Outline
- First edition (UK)
- Author: Rachel Cusk
- Language: English
- Genre: Fiction
- Publisher: Faber and Faber (UK), Farrar, Straus and Giroux (US)
- Publication date: 2014 (United Kingdom), 2015 (United States)
- Pages: 256
- ISBN: 978-0-374-22834-7
- LC Class: PR6053.U825 O68 2015
- Followed by: Transit

= Outline (novel) =

Novel by Rachel Cusk

Outline is a novel by Rachel Cusk, the first in a trilogy known as The Outline trilogy, which also contains the novels Transit and Kudos.
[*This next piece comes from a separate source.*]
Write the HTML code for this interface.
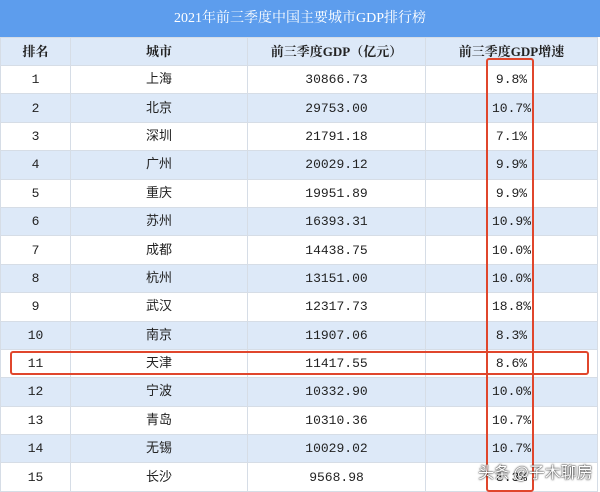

It was chosen by The New York Times critics as one of the 15 remarkable books by women that are "shaping the way we read and write fiction in the 21st century." The New Yorker has called the novel "autobiographical fiction."

== Plot ==
An English woman writer flies to Athens to teach a summer writing workshop. On the plane, she meets an older Greek divorcé who tells her about his two failed marriages. The next day she meets with an Irish colleague from the writing school who also tells her his life story. In every chapter, the writer meets people and engages in long conversations on topics such as love, fiction, marriage, and intimacy.

== Reception ==
Outline was named one of The New York Times Top Ten books of 2015.
It made the 2014 shortlist of the Goldsmiths Prize, the 2015 shortlist of the Folio Prize, and the 2015 shortlist of the Bailey Women's Prize for Fiction.

Outline was voted the 34th best book since 2000 by The Guardian. In 2024, the New York Times named it the 14th best book of the 21st century.